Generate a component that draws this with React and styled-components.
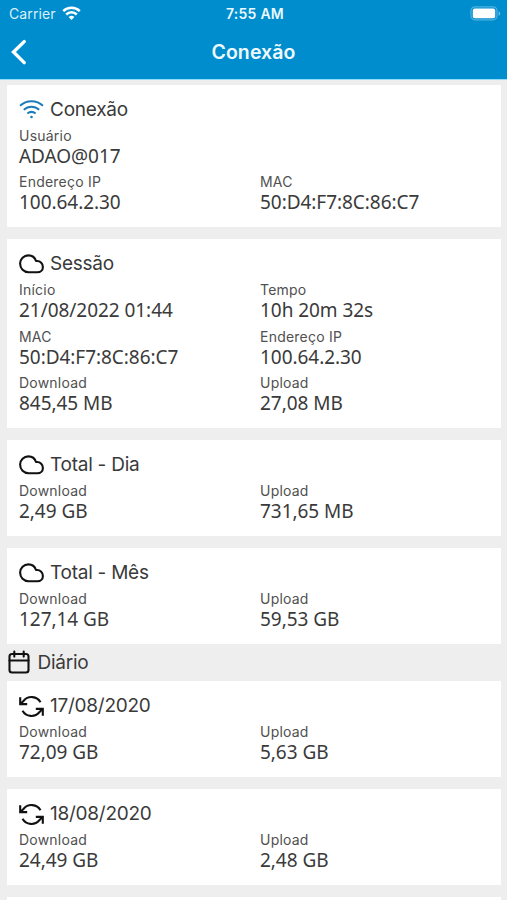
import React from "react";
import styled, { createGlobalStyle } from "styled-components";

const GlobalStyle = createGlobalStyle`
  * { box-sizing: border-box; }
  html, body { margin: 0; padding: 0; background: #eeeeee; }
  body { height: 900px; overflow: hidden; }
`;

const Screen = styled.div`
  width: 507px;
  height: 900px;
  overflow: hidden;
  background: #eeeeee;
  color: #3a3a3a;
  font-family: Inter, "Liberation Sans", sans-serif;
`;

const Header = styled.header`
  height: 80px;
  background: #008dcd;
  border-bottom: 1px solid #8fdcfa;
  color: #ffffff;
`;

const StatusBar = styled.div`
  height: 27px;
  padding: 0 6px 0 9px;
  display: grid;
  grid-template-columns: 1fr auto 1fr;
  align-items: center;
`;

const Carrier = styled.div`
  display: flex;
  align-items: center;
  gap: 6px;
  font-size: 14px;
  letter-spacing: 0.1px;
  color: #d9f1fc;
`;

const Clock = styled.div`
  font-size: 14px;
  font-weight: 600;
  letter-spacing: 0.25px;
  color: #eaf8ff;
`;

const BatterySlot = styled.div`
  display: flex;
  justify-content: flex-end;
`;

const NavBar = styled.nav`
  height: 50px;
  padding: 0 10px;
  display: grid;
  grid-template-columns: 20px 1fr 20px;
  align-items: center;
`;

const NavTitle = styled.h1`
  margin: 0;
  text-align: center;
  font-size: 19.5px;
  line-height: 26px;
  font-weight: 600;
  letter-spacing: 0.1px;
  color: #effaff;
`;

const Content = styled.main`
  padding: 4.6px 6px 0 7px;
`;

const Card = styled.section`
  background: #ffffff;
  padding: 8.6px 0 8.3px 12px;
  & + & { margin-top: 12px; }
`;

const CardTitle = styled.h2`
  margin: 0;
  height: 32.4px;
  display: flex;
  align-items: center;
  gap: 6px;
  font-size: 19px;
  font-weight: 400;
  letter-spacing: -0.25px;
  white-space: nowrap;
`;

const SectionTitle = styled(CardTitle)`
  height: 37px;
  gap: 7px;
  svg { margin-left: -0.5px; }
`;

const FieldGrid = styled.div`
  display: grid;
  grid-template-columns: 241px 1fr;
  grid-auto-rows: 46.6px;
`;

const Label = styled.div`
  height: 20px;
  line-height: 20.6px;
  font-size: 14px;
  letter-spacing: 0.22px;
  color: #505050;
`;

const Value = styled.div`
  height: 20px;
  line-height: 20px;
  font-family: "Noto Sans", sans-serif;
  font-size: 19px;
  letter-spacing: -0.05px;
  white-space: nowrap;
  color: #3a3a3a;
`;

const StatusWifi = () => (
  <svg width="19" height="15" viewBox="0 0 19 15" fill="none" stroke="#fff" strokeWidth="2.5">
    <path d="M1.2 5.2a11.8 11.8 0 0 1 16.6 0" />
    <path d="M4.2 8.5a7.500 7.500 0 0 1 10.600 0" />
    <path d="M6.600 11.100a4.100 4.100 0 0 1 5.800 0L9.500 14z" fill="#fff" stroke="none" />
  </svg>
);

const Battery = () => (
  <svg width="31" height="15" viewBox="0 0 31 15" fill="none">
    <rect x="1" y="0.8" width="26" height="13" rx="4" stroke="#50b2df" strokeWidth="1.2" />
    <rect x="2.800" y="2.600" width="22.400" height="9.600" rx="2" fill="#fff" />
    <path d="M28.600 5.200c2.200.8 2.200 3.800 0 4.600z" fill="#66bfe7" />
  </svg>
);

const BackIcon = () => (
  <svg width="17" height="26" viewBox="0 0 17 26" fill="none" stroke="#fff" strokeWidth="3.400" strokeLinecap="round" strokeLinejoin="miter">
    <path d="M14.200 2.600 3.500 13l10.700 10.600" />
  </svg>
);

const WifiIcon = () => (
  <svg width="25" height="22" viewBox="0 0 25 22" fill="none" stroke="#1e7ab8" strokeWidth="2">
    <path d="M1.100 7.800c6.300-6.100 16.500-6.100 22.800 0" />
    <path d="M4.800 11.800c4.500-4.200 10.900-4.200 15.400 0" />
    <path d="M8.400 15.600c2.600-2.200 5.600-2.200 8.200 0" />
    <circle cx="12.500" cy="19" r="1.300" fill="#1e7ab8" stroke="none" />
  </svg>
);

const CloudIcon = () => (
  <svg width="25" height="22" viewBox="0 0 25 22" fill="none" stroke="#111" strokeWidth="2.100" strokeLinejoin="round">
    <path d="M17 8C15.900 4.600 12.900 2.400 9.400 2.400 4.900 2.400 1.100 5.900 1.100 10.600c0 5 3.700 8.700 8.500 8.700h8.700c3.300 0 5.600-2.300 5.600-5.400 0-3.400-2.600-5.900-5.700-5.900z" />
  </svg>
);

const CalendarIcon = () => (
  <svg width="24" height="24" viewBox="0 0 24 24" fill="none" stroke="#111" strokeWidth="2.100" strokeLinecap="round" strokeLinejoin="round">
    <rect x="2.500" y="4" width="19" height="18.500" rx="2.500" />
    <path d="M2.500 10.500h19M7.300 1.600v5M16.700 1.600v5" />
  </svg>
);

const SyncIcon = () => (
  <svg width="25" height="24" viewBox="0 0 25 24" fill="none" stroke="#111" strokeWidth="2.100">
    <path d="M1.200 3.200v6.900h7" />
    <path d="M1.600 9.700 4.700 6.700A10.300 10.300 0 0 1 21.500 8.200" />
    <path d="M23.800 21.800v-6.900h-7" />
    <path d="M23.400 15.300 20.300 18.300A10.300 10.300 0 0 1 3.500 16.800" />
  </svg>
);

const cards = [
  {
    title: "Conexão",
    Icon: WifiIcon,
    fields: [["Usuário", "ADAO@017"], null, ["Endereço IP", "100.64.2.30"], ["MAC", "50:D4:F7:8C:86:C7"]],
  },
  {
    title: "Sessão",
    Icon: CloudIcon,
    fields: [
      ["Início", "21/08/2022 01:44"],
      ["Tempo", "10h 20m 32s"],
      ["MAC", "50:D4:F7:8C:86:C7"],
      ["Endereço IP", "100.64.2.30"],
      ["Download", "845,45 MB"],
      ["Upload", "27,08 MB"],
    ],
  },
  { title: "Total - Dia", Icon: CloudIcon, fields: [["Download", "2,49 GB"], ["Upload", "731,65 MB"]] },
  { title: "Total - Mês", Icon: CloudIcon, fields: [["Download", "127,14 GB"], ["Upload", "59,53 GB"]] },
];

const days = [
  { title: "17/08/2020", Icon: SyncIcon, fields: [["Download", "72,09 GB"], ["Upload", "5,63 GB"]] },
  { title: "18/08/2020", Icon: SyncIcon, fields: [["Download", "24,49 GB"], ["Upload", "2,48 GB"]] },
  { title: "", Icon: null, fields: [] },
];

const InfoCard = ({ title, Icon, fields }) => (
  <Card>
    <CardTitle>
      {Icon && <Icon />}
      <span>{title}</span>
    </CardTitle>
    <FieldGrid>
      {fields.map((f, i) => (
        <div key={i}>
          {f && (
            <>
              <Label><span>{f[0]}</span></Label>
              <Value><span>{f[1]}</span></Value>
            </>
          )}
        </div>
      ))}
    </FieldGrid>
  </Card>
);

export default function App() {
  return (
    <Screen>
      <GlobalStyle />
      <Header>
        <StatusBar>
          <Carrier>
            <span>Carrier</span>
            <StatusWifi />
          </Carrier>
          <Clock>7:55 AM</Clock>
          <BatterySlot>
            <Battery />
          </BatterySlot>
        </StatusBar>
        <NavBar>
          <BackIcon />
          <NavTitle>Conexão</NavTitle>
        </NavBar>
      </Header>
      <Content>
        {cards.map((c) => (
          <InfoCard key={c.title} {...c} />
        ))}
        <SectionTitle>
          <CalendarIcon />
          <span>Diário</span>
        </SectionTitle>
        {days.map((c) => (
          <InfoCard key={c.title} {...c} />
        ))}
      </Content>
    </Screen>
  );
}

• • • • •

Do this: Give every line of the material that includes the string "React".

The output:
Generate a component that draws this with React and styled-components.
import React from "react";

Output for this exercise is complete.